[OBJECTIVE]:
Exclude the pictures and reproduce the remaining data exactly as written.

[DATA EXTRACT]:
------------------------------------------------
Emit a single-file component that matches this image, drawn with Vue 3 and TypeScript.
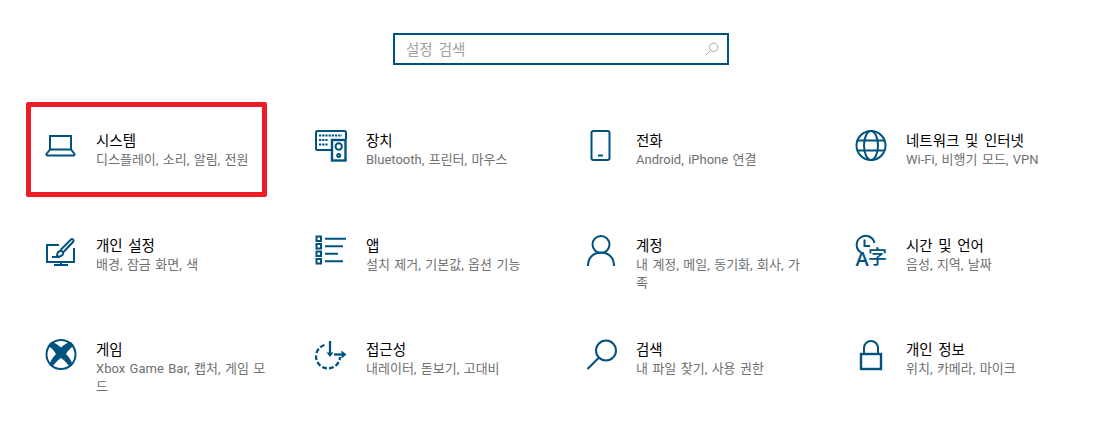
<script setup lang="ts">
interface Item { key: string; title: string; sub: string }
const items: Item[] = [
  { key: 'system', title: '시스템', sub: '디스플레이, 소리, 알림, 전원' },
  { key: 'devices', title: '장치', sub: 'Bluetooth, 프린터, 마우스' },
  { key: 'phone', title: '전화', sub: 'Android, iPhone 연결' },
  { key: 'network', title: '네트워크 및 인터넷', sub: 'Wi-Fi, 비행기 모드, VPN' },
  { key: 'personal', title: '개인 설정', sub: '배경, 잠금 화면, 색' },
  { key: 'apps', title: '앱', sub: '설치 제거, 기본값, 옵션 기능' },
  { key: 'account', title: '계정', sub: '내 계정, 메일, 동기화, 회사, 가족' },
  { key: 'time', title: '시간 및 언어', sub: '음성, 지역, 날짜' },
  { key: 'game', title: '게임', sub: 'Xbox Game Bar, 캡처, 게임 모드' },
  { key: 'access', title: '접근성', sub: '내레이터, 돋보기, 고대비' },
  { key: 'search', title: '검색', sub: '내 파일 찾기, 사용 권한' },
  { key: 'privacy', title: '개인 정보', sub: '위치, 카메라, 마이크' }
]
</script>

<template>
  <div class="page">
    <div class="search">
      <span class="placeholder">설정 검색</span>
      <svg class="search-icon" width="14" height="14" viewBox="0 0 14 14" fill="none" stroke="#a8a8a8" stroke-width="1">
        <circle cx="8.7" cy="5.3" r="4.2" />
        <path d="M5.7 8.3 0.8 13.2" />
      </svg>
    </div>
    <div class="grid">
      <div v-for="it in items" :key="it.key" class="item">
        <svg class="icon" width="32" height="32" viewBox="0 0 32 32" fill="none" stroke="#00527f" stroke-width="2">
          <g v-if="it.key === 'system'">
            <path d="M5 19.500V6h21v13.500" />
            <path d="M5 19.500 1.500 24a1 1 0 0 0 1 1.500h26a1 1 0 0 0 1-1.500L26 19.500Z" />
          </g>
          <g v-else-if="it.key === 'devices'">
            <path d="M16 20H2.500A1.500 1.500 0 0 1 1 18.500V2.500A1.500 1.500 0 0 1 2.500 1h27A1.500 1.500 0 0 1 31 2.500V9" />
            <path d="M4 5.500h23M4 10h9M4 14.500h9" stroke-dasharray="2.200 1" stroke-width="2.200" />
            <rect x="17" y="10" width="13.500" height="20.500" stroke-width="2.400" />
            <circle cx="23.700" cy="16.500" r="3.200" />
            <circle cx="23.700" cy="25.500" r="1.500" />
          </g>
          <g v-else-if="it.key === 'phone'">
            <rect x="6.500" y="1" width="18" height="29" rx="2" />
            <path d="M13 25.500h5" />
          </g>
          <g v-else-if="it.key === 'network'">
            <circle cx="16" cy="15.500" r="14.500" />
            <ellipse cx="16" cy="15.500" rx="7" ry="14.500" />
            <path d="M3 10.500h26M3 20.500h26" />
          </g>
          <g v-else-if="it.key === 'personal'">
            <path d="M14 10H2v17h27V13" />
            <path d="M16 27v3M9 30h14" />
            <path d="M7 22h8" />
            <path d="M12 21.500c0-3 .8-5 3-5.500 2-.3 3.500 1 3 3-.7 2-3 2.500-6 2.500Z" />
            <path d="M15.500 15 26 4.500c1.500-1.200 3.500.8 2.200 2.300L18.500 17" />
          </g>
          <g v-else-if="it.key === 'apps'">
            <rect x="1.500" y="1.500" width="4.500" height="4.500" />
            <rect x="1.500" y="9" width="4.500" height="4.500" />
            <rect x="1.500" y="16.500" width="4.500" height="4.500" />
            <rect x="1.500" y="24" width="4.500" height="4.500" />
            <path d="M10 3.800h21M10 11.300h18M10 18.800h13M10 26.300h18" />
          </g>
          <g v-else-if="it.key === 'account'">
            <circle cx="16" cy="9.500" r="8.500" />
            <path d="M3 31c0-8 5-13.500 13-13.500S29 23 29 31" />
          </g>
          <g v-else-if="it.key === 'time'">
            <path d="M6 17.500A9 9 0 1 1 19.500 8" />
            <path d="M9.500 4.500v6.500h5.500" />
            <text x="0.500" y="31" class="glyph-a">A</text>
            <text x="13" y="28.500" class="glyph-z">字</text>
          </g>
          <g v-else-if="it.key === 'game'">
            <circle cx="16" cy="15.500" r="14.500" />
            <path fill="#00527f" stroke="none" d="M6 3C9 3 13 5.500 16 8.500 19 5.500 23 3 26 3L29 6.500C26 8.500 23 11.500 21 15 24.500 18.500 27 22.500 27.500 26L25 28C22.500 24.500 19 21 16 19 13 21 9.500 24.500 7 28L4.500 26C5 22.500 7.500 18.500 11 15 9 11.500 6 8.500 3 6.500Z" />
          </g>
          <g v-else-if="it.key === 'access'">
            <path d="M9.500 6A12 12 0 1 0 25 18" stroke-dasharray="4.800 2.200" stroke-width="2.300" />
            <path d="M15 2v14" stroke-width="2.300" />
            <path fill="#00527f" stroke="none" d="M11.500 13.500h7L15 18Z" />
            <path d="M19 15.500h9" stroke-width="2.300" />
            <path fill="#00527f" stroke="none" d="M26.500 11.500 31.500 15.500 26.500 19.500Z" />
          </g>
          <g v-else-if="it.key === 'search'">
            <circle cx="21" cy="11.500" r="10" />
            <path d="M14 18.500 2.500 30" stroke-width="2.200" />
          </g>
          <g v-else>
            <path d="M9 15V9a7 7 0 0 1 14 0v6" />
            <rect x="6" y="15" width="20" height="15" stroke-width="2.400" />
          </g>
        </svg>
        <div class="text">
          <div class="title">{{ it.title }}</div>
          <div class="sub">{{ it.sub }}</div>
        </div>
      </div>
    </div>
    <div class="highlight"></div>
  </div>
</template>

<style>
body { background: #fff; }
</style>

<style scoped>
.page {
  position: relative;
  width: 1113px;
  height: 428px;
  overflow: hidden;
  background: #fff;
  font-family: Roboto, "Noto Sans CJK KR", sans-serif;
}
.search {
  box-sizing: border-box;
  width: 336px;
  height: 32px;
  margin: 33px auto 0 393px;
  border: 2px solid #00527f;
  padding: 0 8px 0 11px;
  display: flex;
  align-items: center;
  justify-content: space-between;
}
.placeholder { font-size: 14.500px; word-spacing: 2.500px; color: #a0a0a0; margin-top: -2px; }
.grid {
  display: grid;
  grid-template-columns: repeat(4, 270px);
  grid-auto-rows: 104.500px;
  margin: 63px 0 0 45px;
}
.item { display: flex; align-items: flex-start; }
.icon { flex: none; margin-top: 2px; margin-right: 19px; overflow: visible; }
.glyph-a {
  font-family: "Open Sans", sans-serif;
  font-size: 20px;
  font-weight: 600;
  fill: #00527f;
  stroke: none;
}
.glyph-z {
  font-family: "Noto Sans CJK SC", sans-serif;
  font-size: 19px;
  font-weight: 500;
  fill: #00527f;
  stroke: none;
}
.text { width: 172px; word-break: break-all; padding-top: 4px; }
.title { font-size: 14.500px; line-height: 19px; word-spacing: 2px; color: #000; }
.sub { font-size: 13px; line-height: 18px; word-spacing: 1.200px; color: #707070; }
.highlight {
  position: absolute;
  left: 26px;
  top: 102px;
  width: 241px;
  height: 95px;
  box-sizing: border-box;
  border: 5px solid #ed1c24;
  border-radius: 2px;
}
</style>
------------------------------------------------
[ANSWER]:
Emit a single-file component that matches this image, drawn with Vue 3 and TypeScript.
<script setup lang="ts">
interface Item { key: string; title: string; sub: string }
const items: Item[] = [
  { key: 'system', title: '시스템', sub: '디스플레이, 소리, 알림, 전원' },
  { key: 'devices', title: '장치', sub: 'Bluetooth, 프린터, 마우스' },
  { key: 'phone', title: '전화', sub: 'Android, iPhone 연결' },
  { key: 'network', title: '네트워크 및 인터넷', sub: 'Wi-Fi, 비행기 모드, VPN' },
  { key: 'personal', title: '개인 설정', sub: '배경, 잠금 화면, 색' },
  { key: 'apps', title: '앱', sub: '설치 제거, 기본값, 옵션 기능' },
  { key: 'account', title: '계정', sub: '내 계정, 메일, 동기화, 회사, 가족' },
  { key: 'time', title: '시간 및 언어', sub: '음성, 지역, 날짜' },
  { key: 'game', title: '게임', sub: 'Xbox Game Bar, 캡처, 게임 모드' },
  { key: 'access', title: '접근성', sub: '내레이터, 돋보기, 고대비' },
  { key: 'search', title: '검색', sub: '내 파일 찾기, 사용 권한' },
  { key: 'privacy', title: '개인 정보', sub: '위치, 카메라, 마이크' }
]
</script>

<template>
  <div class="page">
    <div class="search">
      <span class="placeholder">설정 검색</span>
      <svg class="search-icon" width="14" height="14" viewBox="0 0 14 14" fill="none" stroke="#a8a8a8" stroke-width="1">
        <circle cx="8.7" cy="5.3" r="4.2" />
        <path d="M5.7 8.3 0.8 13.2" />
      </svg>
    </div>
    <div class="grid">
      <div v-for="it in items" :key="it.key" class="item">
        <svg class="icon" width="32" height="32" viewBox="0 0 32 32" fill="none" stroke="#00527f" stroke-width="2">
          <g v-if="it.key === 'system'">
            <path d="M5 19.500V6h21v13.500" />
            <path d="M5 19.500 1.500 24a1 1 0 0 0 1 1.500h26a1 1 0 0 0 1-1.500L26 19.500Z" />
          </g>
          <g v-else-if="it.key === 'devices'">
            <path d="M16 20H2.500A1.500 1.500 0 0 1 1 18.500V2.500A1.500 1.500 0 0 1 2.500 1h27A1.500 1.500 0 0 1 31 2.500V9" />
            <path d="M4 5.500h23M4 10h9M4 14.500h9" stroke-dasharray="2.200 1" stroke-width="2.200" />
            <rect x="17" y="10" width="13.500" height="20.500" stroke-width="2.400" />
            <circle cx="23.700" cy="16.500" r="3.200" />
            <circle cx="23.700" cy="25.500" r="1.500" />
          </g>
          <g v-else-if="it.key === 'phone'">
            <rect x="6.500" y="1" width="18" height="29" rx="2" />
            <path d="M13 25.500h5" />
          </g>
          <g v-else-if="it.key === 'network'">
            <circle cx="16" cy="15.500" r="14.500" />
            <ellipse cx="16" cy="15.500" rx="7" ry="14.500" />
            <path d="M3 10.500h26M3 20.500h26" />
          </g>
          <g v-else-if="it.key === 'personal'">
            <path d="M14 10H2v17h27V13" />
            <path d="M16 27v3M9 30h14" />
            <path d="M7 22h8" />
            <path d="M12 21.500c0-3 .8-5 3-5.500 2-.3 3.500 1 3 3-.7 2-3 2.500-6 2.500Z" />
            <path d="M15.500 15 26 4.500c1.500-1.200 3.500.8 2.200 2.300L18.500 17" />
          </g>
          <g v-else-if="it.key === 'apps'">
            <rect x="1.500" y="1.500" width="4.500" height="4.500" />
            <rect x="1.500" y="9" width="4.500" height="4.500" />
            <rect x="1.500" y="16.500" width="4.500" height="4.500" />
            <rect x="1.500" y="24" width="4.500" height="4.500" />
            <path d="M10 3.800h21M10 11.300h18M10 18.800h13M10 26.300h18" />
          </g>
          <g v-else-if="it.key === 'account'">
            <circle cx="16" cy="9.500" r="8.500" />
            <path d="M3 31c0-8 5-13.500 13-13.500S29 23 29 31" />
          </g>
          <g v-else-if="it.key === 'time'">
            <path d="M6 17.500A9 9 0 1 1 19.500 8" />
            <path d="M9.500 4.500v6.500h5.500" />
            <text x="0.500" y="31" class="glyph-a">A</text>
            <text x="13" y="28.500" class="glyph-z">字</text>
          </g>
          <g v-else-if="it.key === 'game'">
            <circle cx="16" cy="15.500" r="14.500" />
            <path fill="#00527f" stroke="none" d="M6 3C9 3 13 5.500 16 8.500 19 5.500 23 3 26 3L29 6.500C26 8.500 23 11.500 21 15 24.500 18.500 27 22.500 27.500 26L25 28C22.500 24.500 19 21 16 19 13 21 9.500 24.500 7 28L4.500 26C5 22.500 7.500 18.500 11 15 9 11.500 6 8.500 3 6.500Z" />
          </g>
          <g v-else-if="it.key === 'access'">
            <path d="M9.500 6A12 12 0 1 0 25 18" stroke-dasharray="4.800 2.200" stroke-width="2.300" />
            <path d="M15 2v14" stroke-width="2.300" />
            <path fill="#00527f" stroke="none" d="M11.500 13.500h7L15 18Z" />
            <path d="M19 15.500h9" stroke-width="2.300" />
            <path fill="#00527f" stroke="none" d="M26.500 11.500 31.500 15.500 26.500 19.500Z" />
          </g>
          <g v-else-if="it.key === 'search'">
            <circle cx="21" cy="11.500" r="10" />
            <path d="M14 18.500 2.500 30" stroke-width="2.200" />
          </g>
          <g v-else>
            <path d="M9 15V9a7 7 0 0 1 14 0v6" />
            <rect x="6" y="15" width="20" height="15" stroke-width="2.400" />
          </g>
        </svg>
        <div class="text">
          <div class="title">{{ it.title }}</div>
          <div class="sub">{{ it.sub }}</div>
        </div>
      </div>
    </div>
    <div class="highlight"></div>
  </div>
</template>

<style>
body { background: #fff; }
</style>

<style scoped>
.page {
  position: relative;
  width: 1113px;
  height: 428px;
  overflow: hidden;
  background: #fff;
  font-family: Roboto, "Noto Sans CJK KR", sans-serif;
}
.search {
  box-sizing: border-box;
  width: 336px;
  height: 32px;
  margin: 33px auto 0 393px;
  border: 2px solid #00527f;
  padding: 0 8px 0 11px;
  display: flex;
  align-items: center;
  justify-content: space-between;
}
.placeholder { font-size: 14.500px; word-spacing: 2.500px; color: #a0a0a0; margin-top: -2px; }
.grid {
  display: grid;
  grid-template-columns: repeat(4, 270px);
  grid-auto-rows: 104.500px;
  margin: 63px 0 0 45px;
}
.item { display: flex; align-items: flex-start; }
.icon { flex: none; margin-top: 2px; margin-right: 19px; overflow: visible; }
.glyph-a {
  font-family: "Open Sans", sans-serif;
  font-size: 20px;
  font-weight: 600;
  fill: #00527f;
  stroke: none;
}
.glyph-z {
  font-family: "Noto Sans CJK SC", sans-serif;
  font-size: 19px;
  font-weight: 500;
  fill: #00527f;
  stroke: none;
}
.text { width: 172px; word-break: break-all; padding-top: 4px; }
.title { font-size: 14.500px; line-height: 19px; word-spacing: 2px; color: #000; }
.sub { font-size: 13px; line-height: 18px; word-spacing: 1.200px; color: #707070; }
.highlight {
  position: absolute;
  left: 26px;
  top: 102px;
  width: 241px;
  height: 95px;
  box-sizing: border-box;
  border: 5px solid #ed1c24;
  border-radius: 2px;
}
</style>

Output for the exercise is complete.